◆ **Dataset section**
=-=-=

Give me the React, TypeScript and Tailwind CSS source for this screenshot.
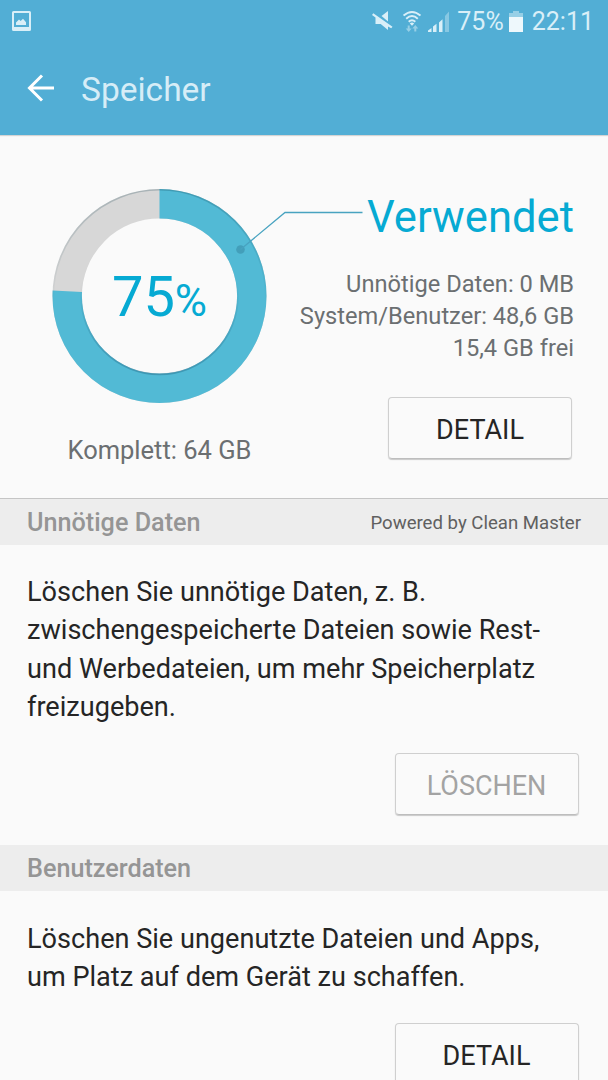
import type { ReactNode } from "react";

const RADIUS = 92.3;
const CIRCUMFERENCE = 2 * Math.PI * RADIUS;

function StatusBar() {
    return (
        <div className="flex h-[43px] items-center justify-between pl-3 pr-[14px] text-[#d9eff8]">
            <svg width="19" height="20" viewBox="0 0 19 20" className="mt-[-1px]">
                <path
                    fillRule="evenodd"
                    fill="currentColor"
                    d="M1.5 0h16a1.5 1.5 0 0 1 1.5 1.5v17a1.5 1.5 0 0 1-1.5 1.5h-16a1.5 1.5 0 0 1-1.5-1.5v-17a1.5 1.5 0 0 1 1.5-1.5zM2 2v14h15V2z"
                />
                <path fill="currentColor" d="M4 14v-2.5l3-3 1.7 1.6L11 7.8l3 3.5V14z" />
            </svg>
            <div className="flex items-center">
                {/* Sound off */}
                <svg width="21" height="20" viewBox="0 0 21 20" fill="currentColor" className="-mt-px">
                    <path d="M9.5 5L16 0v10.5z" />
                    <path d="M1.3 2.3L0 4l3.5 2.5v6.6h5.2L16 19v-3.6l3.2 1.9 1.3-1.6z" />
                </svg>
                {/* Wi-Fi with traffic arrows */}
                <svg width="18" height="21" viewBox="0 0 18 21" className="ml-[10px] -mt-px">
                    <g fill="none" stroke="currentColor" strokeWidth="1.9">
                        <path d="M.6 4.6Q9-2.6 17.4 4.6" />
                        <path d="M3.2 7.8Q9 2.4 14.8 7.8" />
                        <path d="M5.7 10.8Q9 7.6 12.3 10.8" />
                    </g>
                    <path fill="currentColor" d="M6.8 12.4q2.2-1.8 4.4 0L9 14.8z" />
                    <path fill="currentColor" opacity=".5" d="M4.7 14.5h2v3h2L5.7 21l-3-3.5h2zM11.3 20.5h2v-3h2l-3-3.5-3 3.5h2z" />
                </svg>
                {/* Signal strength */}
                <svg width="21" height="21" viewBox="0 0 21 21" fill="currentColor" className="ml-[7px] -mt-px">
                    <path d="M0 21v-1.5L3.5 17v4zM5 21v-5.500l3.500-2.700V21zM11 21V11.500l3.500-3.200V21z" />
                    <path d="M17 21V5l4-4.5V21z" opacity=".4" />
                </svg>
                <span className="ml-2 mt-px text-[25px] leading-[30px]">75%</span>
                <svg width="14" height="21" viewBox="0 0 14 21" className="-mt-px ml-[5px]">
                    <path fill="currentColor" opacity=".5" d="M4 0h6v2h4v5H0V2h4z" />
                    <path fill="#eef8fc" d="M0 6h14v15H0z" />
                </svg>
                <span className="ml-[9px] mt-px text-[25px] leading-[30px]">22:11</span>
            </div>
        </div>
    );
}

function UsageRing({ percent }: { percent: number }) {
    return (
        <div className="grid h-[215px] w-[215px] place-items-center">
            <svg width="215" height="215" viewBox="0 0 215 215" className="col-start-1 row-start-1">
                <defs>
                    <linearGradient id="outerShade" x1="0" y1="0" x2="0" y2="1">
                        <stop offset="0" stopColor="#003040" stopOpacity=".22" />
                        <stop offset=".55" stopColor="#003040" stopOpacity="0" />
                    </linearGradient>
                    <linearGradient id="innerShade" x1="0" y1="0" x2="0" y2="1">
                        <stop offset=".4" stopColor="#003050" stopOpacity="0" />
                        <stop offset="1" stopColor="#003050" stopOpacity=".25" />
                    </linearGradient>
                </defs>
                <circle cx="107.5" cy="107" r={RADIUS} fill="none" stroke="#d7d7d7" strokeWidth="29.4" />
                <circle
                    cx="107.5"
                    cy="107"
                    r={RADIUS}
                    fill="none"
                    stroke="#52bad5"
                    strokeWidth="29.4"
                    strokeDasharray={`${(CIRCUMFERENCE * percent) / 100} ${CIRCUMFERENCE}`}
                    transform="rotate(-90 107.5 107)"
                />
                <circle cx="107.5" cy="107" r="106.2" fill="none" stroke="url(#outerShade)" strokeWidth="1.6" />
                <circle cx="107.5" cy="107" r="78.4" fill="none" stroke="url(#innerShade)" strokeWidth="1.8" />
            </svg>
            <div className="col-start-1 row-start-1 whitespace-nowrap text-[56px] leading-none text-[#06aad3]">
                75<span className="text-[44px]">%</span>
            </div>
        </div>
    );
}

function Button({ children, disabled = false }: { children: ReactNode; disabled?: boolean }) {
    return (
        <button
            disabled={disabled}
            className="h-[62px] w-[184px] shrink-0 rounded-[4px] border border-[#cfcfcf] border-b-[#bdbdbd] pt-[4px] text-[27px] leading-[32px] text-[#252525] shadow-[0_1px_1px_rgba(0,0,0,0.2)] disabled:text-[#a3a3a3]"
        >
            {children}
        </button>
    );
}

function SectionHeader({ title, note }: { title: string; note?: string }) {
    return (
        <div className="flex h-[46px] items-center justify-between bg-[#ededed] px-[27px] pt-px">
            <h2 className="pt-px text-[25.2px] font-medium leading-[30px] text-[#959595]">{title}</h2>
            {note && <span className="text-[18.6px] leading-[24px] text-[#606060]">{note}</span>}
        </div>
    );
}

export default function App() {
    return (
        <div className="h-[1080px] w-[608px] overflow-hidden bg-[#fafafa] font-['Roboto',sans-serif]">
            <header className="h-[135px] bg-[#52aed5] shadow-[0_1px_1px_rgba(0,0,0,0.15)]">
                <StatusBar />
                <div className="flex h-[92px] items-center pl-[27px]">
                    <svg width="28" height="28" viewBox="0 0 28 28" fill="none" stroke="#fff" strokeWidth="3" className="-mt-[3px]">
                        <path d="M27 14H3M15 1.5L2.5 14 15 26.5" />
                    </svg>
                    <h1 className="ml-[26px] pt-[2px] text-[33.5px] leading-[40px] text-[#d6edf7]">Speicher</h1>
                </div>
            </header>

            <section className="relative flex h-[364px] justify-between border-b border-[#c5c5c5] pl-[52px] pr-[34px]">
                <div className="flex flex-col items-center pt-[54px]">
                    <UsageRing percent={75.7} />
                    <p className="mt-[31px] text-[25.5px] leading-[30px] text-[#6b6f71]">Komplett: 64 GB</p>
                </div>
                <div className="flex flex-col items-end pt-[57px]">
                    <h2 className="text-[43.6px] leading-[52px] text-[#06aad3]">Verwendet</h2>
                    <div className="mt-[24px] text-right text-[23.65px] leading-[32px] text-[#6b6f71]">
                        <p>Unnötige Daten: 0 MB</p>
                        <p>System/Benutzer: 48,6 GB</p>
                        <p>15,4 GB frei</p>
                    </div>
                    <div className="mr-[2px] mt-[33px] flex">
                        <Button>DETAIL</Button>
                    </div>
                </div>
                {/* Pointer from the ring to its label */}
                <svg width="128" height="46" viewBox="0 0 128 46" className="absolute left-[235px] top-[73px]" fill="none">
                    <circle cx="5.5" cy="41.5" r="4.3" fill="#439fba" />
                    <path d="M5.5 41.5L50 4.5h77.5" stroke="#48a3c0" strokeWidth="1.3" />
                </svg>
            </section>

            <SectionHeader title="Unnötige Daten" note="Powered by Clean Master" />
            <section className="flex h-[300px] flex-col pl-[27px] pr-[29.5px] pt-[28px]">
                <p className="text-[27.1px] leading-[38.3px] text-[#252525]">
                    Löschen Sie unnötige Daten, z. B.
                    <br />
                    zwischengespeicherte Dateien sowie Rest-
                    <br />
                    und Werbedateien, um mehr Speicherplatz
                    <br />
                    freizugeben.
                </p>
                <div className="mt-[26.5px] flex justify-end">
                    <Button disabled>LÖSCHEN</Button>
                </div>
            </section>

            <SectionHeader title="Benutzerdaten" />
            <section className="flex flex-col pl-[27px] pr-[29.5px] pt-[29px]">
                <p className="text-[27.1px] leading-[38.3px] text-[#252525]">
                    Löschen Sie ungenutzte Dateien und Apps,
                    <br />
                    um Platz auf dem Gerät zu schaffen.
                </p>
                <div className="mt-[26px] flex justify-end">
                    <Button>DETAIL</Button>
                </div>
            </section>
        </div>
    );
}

=-=-=

◆ **Directions**
With all pictures left out, please transcribe exactly the lines from the start of the material through the line with "const CIRCUMFERENCE = 2 * Math.PI * RADIUS;".

◆ **Written response**
Give me the React, TypeScript and Tailwind CSS source for this screenshot.
import type { ReactNode } from "react";

const RADIUS = 92.3;
const CIRCUMFERENCE = 2 * Math.PI * RADIUS;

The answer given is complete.